-- Task requirements --
Output every line exactly as written. Leave out pictures.

## START Source excerpt

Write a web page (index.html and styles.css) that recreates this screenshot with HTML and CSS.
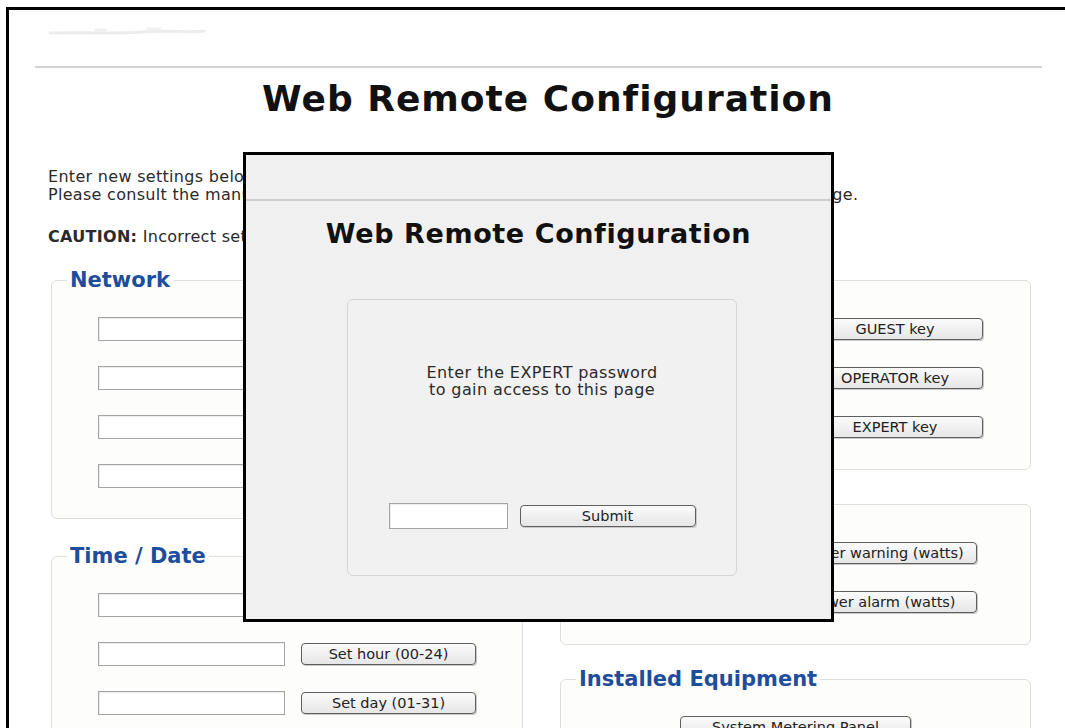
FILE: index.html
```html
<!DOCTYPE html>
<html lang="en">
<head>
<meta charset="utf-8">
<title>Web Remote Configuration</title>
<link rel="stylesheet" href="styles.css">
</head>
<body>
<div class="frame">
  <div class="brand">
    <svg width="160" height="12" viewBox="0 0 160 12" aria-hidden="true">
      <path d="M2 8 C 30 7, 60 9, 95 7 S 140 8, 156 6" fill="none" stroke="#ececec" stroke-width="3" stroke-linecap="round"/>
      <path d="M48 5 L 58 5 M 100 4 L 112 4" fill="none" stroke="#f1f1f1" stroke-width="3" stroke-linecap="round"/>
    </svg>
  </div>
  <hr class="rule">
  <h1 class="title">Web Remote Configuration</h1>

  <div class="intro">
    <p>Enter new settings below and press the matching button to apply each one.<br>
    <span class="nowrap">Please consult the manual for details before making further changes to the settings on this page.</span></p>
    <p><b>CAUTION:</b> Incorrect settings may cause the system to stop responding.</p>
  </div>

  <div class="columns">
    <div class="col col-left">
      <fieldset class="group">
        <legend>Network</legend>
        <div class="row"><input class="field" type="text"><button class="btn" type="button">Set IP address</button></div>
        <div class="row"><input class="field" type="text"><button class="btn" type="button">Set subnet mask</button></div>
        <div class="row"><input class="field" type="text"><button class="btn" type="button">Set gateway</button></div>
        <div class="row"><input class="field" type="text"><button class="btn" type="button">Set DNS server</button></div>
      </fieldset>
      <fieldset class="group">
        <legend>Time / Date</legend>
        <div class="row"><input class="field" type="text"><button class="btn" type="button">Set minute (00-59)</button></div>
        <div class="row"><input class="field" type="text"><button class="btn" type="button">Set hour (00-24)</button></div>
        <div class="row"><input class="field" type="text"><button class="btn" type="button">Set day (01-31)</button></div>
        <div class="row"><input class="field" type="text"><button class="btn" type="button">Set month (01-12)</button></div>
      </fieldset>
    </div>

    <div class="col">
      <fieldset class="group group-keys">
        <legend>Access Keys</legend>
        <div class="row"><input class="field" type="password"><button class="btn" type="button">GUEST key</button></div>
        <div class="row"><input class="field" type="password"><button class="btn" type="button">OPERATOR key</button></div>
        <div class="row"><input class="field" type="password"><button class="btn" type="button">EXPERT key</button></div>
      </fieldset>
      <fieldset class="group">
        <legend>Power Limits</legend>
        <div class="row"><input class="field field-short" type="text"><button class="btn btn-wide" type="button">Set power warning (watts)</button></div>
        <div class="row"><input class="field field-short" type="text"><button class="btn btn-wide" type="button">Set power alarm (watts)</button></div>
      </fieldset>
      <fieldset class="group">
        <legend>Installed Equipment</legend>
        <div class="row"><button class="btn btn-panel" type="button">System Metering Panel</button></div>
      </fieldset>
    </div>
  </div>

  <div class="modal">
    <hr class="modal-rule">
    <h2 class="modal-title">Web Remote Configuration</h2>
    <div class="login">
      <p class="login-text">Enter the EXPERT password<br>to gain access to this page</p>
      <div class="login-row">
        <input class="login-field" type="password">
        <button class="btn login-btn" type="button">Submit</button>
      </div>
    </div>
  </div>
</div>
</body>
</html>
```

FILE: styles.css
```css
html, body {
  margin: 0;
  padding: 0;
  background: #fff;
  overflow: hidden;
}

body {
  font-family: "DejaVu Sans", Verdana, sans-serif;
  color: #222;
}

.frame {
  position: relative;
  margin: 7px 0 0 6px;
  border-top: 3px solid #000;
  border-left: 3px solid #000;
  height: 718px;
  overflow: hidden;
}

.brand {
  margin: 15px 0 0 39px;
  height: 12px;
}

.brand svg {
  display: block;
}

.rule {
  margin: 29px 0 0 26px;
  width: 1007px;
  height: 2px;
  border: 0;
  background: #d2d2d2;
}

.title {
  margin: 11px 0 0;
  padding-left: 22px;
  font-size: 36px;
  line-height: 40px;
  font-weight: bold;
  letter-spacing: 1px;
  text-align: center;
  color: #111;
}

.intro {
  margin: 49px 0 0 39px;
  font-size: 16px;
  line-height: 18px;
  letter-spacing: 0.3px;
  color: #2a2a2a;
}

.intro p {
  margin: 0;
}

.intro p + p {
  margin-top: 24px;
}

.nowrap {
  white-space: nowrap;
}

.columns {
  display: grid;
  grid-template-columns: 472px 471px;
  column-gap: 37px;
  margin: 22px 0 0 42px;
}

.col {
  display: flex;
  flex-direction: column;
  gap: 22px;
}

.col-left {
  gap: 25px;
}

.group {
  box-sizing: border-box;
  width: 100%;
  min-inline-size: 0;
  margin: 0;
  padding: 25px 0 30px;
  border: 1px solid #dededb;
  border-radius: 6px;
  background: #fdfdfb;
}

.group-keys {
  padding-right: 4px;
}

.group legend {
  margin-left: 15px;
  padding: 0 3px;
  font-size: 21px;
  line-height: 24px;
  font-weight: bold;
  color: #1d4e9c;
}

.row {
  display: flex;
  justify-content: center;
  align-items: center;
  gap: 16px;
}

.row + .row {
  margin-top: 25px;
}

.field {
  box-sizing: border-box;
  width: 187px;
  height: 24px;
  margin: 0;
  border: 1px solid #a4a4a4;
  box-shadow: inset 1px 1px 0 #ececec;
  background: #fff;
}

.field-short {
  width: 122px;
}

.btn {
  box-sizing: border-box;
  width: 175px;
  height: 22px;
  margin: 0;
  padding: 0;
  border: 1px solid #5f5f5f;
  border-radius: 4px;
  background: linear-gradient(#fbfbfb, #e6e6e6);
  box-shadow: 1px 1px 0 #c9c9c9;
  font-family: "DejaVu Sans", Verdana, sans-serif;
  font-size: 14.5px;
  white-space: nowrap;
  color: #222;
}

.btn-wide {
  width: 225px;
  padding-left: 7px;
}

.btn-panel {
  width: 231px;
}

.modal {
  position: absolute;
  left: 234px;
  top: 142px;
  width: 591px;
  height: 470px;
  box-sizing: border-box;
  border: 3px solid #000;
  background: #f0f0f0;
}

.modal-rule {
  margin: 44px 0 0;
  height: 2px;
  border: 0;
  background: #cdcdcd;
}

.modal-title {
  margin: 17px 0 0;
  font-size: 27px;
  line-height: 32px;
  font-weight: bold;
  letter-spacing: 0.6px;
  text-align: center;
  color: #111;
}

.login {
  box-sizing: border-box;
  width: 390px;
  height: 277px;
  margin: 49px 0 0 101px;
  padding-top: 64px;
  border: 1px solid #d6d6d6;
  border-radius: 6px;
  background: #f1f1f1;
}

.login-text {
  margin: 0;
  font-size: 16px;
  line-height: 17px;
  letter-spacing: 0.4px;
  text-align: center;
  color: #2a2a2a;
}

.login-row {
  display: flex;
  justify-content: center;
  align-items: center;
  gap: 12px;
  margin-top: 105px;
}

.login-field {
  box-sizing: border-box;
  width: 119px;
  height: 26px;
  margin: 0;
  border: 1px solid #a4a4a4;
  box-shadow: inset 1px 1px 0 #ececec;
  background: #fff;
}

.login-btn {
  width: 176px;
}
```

## END Source excerpt

-- Written response --
Write a web page (index.html and styles.css) that recreates this screenshot with HTML and CSS.
FILE: index.html
```html
<!DOCTYPE html>
<html lang="en">
<head>
<meta charset="utf-8">
<title>Web Remote Configuration</title>
<link rel="stylesheet" href="styles.css">
</head>
<body>
<div class="frame">
  <div class="brand">
    <svg width="160" height="12" viewBox="0 0 160 12" aria-hidden="true">
      <path d="M2 8 C 30 7, 60 9, 95 7 S 140 8, 156 6" fill="none" stroke="#ececec" stroke-width="3" stroke-linecap="round"/>
      <path d="M48 5 L 58 5 M 100 4 L 112 4" fill="none" stroke="#f1f1f1" stroke-width="3" stroke-linecap="round"/>
    </svg>
  </div>
  <hr class="rule">
  <h1 class="title">Web Remote Configuration</h1>

  <div class="intro">
    <p>Enter new settings below and press the matching button to apply each one.<br>
    <span class="nowrap">Please consult the manual for details before making further changes to the settings on this page.</span></p>
    <p><b>CAUTION:</b> Incorrect settings may cause the system to stop responding.</p>
  </div>

  <div class="columns">
    <div class="col col-left">
      <fieldset class="group">
        <legend>Network</legend>
        <div class="row"><input class="field" type="text"><button class="btn" type="button">Set IP address</button></div>
        <div class="row"><input class="field" type="text"><button class="btn" type="button">Set subnet mask</button></div>
        <div class="row"><input class="field" type="text"><button class="btn" type="button">Set gateway</button></div>
        <div class="row"><input class="field" type="text"><button class="btn" type="button">Set DNS server</button></div>
      </fieldset>
      <fieldset class="group">
        <legend>Time / Date</legend>
        <div class="row"><input class="field" type="text"><button class="btn" type="button">Set minute (00-59)</button></div>
        <div class="row"><input class="field" type="text"><button class="btn" type="button">Set hour (00-24)</button></div>
        <div class="row"><input class="field" type="text"><button class="btn" type="button">Set day (01-31)</button></div>
        <div class="row"><input class="field" type="text"><button class="btn" type="button">Set month (01-12)</button></div>
      </fieldset>
    </div>

    <div class="col">
      <fieldset class="group group-keys">
        <legend>Access Keys</legend>
        <div class="row"><input class="field" type="password"><button class="btn" type="button">GUEST key</button></div>
        <div class="row"><input class="field" type="password"><button class="btn" type="button">OPERATOR key</button></div>
        <div class="row"><input class="field" type="password"><button class="btn" type="button">EXPERT key</button></div>
      </fieldset>
      <fieldset class="group">
        <legend>Power Limits</legend>
        <div class="row"><input class="field field-short" type="text"><button class="btn btn-wide" type="button">Set power warning (watts)</button></div>
        <div class="row"><input class="field field-short" type="text"><button class="btn btn-wide" type="button">Set power alarm (watts)</button></div>
      </fieldset>
      <fieldset class="group">
        <legend>Installed Equipment</legend>
        <div class="row"><button class="btn btn-panel" type="button">System Metering Panel</button></div>
      </fieldset>
    </div>
  </div>

  <div class="modal">
    <hr class="modal-rule">
    <h2 class="modal-title">Web Remote Configuration</h2>
    <div class="login">
      <p class="login-text">Enter the EXPERT password<br>to gain access to this page</p>
      <div class="login-row">
        <input class="login-field" type="password">
        <button class="btn login-btn" type="button">Submit</button>
      </div>
    </div>
  </div>
</div>
</body>
</html>
```

FILE: styles.css
```css
html, body {
  margin: 0;
  padding: 0;
  background: #fff;
  overflow: hidden;
}

body {
  font-family: "DejaVu Sans", Verdana, sans-serif;
  color: #222;
}

.frame {
  position: relative;
  margin: 7px 0 0 6px;
  border-top: 3px solid #000;
  border-left: 3px solid #000;
  height: 718px;
  overflow: hidden;
}

.brand {
  margin: 15px 0 0 39px;
  height: 12px;
}

.brand svg {
  display: block;
}

.rule {
  margin: 29px 0 0 26px;
  width: 1007px;
  height: 2px;
  border: 0;
  background: #d2d2d2;
}

.title {
  margin: 11px 0 0;
  padding-left: 22px;
  font-size: 36px;
  line-height: 40px;
  font-weight: bold;
  letter-spacing: 1px;
  text-align: center;
  color: #111;
}

.intro {
  margin: 49px 0 0 39px;
  font-size: 16px;
  line-height: 18px;
  letter-spacing: 0.3px;
  color: #2a2a2a;
}

.intro p {
  margin: 0;
}

.intro p + p {
  margin-top: 24px;
}

.nowrap {
  white-space: nowrap;
}

.columns {
  display: grid;
  grid-template-columns: 472px 471px;
  column-gap: 37px;
  margin: 22px 0 0 42px;
}

.col {
  display: flex;
  flex-direction: column;
  gap: 22px;
}

.col-left {
  gap: 25px;
}

.group {
  box-sizing: border-box;
  width: 100%;
  min-inline-size: 0;
  margin: 0;
  padding: 25px 0 30px;
  border: 1px solid #dededb;
  border-radius: 6px;
  background: #fdfdfb;
}

.group-keys {
  padding-right: 4px;
}

.group legend {
  margin-left: 15px;
  padding: 0 3px;
  font-size: 21px;
  line-height: 24px;
  font-weight: bold;
  color: #1d4e9c;
}

.row {
  display: flex;
  justify-content: center;
  align-items: center;
  gap: 16px;
}

.row + .row {
  margin-top: 25px;
}

.field {
  box-sizing: border-box;
  width: 187px;
  height: 24px;
  margin: 0;
  border: 1px solid #a4a4a4;
  box-shadow: inset 1px 1px 0 #ececec;
  background: #fff;
}

.field-short {
  width: 122px;
}

.btn {
  box-sizing: border-box;
  width: 175px;
  height: 22px;
  margin: 0;
  padding: 0;
  border: 1px solid #5f5f5f;
  border-radius: 4px;
  background: linear-gradient(#fbfbfb, #e6e6e6);
  box-shadow: 1px 1px 0 #c9c9c9;
  font-family: "DejaVu Sans", Verdana, sans-serif;
  font-size: 14.5px;
  white-space: nowrap;
  color: #222;
}

.btn-wide {
  width: 225px;
  padding-left: 7px;
}

.btn-panel {
  width: 231px;
}

.modal {
  position: absolute;
  left: 234px;
  top: 142px;
  width: 591px;
  height: 470px;
  box-sizing: border-box;
  border: 3px solid #000;
  background: #f0f0f0;
}

.modal-rule {
  margin: 44px 0 0;
  height: 2px;
  border: 0;
  background: #cdcdcd;
}

.modal-title {
  margin: 17px 0 0;
  font-size: 27px;
  line-height: 32px;
  font-weight: bold;
  letter-spacing: 0.6px;
  text-align: center;
  color: #111;
}

.login {
  box-sizing: border-box;
  width: 390px;
  height: 277px;
  margin: 49px 0 0 101px;
  padding-top: 64px;
  border: 1px solid #d6d6d6;
  border-radius: 6px;
  background: #f1f1f1;
}

.login-text {
  margin: 0;
  font-size: 16px;
  line-height: 17px;
  letter-spacing: 0.4px;
  text-align: center;
  color: #2a2a2a;
}

.login-row {
  display: flex;
  justify-content: center;
  align-items: center;
  gap: 12px;
  margin-top: 105px;
}

.login-field {
  box-sizing: border-box;
  width: 119px;
  height: 26px;
  margin: 0;
  border: 1px solid #a4a4a4;
  box-shadow: inset 1px 1px 0 #ececec;
  background: #fff;
}

.login-btn {
  width: 176px;
}
```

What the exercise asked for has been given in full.